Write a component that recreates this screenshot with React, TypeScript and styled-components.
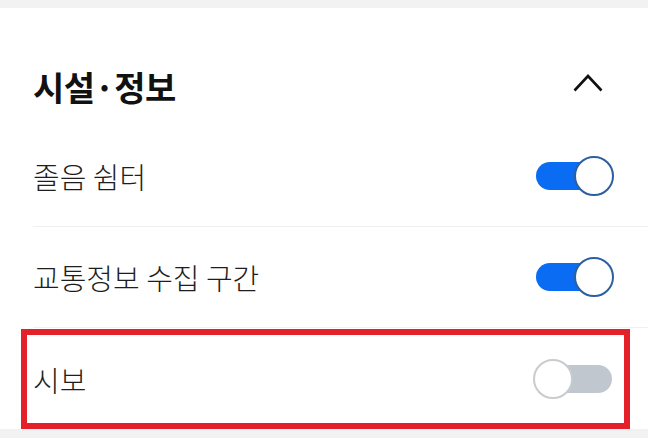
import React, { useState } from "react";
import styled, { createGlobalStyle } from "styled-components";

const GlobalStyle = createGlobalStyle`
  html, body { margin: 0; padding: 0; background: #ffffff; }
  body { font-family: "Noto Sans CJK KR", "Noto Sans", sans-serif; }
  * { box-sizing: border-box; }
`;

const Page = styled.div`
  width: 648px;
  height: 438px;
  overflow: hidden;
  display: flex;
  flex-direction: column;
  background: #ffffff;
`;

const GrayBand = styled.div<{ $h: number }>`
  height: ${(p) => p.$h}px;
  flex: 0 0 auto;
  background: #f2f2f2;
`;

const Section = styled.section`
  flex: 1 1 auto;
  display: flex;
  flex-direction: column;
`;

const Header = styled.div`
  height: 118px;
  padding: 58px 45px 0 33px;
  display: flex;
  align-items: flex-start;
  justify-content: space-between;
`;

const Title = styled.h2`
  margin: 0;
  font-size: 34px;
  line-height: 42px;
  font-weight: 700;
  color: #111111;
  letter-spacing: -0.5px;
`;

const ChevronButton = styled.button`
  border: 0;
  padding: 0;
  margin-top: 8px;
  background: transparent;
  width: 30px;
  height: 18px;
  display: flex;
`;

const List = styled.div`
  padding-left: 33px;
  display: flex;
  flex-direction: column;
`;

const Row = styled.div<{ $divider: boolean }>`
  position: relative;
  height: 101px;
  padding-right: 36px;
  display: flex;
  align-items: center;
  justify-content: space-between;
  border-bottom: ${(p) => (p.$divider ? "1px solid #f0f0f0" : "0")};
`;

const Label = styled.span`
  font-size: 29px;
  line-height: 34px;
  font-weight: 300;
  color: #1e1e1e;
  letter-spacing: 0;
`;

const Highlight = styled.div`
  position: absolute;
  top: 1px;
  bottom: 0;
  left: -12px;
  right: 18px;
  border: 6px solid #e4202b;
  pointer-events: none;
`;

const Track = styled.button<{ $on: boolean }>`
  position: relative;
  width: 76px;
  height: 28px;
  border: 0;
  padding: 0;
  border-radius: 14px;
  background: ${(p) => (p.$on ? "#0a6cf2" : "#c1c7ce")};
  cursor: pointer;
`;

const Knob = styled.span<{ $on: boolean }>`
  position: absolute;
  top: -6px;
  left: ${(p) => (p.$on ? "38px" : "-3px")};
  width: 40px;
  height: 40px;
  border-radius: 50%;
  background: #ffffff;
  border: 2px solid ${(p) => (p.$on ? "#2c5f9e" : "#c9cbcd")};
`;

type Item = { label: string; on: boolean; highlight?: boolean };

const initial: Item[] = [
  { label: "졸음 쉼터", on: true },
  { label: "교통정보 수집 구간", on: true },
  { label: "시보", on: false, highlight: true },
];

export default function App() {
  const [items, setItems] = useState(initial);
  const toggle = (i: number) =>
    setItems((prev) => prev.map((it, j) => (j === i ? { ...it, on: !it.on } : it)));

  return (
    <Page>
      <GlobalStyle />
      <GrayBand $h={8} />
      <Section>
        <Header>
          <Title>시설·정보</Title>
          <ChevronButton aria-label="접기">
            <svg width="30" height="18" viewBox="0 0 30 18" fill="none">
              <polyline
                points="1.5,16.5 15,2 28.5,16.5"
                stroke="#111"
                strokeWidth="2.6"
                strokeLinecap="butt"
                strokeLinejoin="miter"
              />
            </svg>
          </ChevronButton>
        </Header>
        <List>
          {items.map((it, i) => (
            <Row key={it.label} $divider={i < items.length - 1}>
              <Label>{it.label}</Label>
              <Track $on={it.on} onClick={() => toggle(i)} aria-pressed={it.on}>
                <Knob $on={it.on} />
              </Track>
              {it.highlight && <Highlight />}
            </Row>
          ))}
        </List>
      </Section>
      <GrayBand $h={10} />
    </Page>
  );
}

------------------------------------------------------------------------

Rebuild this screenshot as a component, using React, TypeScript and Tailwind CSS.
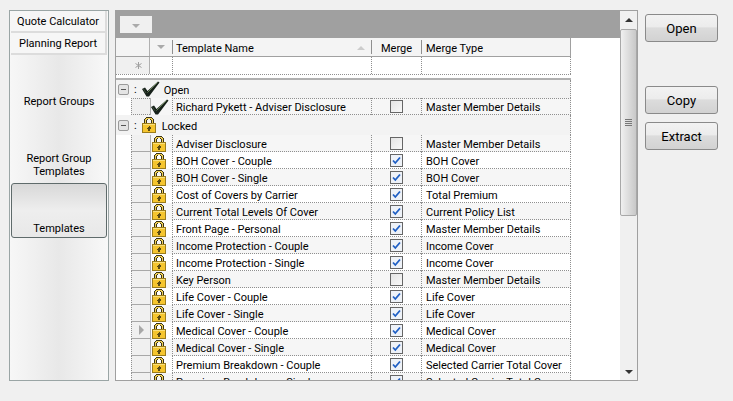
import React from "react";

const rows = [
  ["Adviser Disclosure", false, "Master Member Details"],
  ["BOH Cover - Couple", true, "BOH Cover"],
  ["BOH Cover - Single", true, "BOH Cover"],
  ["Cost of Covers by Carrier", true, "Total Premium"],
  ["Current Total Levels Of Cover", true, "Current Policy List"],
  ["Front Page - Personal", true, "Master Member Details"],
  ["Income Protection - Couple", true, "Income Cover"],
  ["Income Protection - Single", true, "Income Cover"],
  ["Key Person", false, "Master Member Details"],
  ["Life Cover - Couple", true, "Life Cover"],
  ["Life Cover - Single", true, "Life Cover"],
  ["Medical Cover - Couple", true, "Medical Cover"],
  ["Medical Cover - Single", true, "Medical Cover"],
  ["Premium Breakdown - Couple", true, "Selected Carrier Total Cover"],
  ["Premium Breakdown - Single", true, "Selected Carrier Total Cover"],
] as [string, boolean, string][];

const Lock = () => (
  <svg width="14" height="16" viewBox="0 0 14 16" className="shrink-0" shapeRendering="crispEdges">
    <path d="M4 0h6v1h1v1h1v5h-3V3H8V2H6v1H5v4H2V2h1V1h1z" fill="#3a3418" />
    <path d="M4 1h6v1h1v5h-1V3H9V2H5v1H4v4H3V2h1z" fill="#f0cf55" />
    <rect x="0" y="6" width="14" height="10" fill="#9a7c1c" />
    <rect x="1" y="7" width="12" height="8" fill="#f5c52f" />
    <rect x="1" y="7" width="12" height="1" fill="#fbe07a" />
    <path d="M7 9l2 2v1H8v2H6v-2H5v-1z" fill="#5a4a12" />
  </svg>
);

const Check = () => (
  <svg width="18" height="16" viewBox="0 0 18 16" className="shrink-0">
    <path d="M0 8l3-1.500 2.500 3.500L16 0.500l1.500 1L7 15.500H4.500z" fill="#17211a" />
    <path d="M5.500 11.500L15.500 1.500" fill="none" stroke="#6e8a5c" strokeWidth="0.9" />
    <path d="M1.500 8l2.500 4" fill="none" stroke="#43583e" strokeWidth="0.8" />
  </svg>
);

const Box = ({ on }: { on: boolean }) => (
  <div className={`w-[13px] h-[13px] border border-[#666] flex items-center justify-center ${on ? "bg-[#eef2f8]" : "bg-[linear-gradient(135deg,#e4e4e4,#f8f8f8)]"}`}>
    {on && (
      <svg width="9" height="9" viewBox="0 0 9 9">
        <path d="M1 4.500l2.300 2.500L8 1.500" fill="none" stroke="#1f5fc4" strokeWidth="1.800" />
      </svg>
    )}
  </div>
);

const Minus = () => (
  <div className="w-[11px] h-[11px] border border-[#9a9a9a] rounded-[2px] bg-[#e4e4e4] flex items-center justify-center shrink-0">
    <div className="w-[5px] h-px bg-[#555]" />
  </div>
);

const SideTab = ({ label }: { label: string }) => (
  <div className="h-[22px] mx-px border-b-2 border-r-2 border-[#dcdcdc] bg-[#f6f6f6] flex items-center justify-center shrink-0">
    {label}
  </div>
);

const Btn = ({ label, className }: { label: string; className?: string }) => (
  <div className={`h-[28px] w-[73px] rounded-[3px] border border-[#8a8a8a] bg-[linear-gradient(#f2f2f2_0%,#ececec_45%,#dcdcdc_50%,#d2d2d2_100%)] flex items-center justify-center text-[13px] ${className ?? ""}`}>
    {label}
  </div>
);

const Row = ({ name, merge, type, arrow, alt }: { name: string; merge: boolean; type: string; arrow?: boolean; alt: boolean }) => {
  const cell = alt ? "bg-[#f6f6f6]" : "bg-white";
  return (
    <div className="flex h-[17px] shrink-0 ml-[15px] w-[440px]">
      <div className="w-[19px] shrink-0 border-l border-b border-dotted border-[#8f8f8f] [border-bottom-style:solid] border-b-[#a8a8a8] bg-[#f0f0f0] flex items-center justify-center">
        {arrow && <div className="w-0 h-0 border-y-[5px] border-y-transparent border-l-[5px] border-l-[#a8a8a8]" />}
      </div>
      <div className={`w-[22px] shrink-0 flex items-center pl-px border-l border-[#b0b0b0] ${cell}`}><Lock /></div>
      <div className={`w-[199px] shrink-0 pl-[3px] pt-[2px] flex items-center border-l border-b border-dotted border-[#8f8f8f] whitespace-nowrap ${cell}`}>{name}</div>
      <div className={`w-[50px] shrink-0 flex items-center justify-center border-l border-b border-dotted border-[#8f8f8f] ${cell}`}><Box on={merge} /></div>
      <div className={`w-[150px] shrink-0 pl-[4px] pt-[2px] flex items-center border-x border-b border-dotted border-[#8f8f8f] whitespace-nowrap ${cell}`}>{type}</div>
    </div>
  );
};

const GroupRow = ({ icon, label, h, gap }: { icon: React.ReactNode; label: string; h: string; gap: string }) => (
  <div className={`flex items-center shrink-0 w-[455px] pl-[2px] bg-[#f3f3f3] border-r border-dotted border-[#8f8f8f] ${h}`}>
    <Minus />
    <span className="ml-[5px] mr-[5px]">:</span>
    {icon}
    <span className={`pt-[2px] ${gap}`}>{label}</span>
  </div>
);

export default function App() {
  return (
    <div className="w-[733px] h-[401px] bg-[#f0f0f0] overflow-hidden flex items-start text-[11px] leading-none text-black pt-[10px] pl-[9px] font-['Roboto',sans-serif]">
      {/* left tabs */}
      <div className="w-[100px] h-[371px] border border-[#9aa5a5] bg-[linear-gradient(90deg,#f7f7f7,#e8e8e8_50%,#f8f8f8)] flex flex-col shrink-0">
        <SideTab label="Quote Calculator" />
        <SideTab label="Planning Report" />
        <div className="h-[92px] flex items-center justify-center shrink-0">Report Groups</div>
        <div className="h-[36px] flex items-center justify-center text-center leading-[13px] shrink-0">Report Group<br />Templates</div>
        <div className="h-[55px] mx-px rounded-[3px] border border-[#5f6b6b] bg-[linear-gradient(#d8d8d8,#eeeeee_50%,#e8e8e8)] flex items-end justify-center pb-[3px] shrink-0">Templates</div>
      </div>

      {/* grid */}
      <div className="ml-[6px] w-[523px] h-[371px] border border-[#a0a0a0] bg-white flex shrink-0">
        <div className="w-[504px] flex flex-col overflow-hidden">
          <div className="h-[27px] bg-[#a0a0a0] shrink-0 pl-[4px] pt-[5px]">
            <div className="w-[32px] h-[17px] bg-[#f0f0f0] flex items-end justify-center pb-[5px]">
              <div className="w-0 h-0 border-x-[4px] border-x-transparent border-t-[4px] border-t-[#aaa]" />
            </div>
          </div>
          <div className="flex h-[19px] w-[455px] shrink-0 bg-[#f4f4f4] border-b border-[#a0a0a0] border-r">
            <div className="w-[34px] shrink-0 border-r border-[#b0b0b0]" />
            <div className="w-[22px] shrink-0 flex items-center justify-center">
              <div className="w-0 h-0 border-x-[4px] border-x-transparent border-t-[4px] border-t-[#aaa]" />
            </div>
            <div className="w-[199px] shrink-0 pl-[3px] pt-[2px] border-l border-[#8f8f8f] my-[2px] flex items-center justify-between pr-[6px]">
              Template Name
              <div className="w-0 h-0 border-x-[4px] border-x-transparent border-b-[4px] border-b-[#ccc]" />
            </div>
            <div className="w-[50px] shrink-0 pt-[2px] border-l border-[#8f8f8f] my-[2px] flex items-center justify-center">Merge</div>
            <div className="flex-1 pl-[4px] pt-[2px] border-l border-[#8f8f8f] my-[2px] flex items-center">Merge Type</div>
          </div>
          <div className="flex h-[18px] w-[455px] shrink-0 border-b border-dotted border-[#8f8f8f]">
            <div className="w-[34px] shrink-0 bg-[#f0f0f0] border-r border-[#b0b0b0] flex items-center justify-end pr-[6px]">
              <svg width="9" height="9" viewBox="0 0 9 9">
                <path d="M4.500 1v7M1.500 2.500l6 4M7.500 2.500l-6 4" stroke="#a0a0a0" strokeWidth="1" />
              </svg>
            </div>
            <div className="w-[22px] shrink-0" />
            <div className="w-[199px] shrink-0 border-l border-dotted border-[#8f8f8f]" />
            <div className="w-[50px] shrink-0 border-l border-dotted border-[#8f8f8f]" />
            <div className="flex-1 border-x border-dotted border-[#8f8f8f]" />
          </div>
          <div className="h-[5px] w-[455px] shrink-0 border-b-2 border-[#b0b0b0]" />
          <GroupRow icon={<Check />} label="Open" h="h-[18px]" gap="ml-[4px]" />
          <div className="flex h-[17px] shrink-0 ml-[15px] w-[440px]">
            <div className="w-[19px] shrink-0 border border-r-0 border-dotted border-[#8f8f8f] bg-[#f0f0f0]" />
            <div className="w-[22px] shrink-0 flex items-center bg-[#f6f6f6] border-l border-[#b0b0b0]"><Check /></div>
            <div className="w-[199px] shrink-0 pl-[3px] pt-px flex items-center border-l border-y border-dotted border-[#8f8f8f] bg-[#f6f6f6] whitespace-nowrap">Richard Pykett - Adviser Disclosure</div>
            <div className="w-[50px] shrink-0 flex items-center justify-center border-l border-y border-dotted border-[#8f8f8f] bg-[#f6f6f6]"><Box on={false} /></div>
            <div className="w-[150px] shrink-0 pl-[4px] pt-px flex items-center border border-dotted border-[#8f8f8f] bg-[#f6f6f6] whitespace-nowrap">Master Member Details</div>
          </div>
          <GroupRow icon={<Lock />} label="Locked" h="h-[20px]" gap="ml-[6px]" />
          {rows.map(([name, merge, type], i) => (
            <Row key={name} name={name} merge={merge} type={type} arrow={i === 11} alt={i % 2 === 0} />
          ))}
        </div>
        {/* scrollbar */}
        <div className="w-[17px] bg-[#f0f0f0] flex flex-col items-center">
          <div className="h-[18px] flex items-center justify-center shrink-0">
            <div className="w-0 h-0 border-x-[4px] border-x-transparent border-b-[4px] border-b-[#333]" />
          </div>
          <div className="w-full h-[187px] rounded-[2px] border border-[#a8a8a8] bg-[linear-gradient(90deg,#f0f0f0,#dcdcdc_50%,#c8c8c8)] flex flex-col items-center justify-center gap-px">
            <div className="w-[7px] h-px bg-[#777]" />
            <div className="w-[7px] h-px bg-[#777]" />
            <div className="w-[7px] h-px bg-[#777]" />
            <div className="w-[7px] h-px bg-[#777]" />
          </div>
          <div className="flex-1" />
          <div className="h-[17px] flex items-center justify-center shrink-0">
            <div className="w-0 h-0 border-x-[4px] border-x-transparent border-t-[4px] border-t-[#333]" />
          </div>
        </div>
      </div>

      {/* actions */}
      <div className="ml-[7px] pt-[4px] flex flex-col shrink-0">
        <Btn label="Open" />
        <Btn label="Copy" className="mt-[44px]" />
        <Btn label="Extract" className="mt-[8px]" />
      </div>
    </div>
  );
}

------------------------------------------------------------------------

## TASK GOAL
The copy should hold exactly the lines from the line with "Rebuild this screenshot" to the line with "[string, boolean, string][];", both ends in, set down without any pictures and with nothing added.

## SOLUTION TO THIS EXERCISE
Rebuild this screenshot as a component, using React, TypeScript and Tailwind CSS.
import React from "react";

const rows = [
  ["Adviser Disclosure", false, "Master Member Details"],
  ["BOH Cover - Couple", true, "BOH Cover"],
  ["BOH Cover - Single", true, "BOH Cover"],
  ["Cost of Covers by Carrier", true, "Total Premium"],
  ["Current Total Levels Of Cover", true, "Current Policy List"],
  ["Front Page - Personal", true, "Master Member Details"],
  ["Income Protection - Couple", true, "Income Cover"],
  ["Income Protection - Single", true, "Income Cover"],
  ["Key Person", false, "Master Member Details"],
  ["Life Cover - Couple", true, "Life Cover"],
  ["Life Cover - Single", true, "Life Cover"],
  ["Medical Cover - Couple", true, "Medical Cover"],
  ["Medical Cover - Single", true, "Medical Cover"],
  ["Premium Breakdown - Couple", true, "Selected Carrier Total Cover"],
  ["Premium Breakdown - Single", true, "Selected Carrier Total Cover"],
] as [string, boolean, string][];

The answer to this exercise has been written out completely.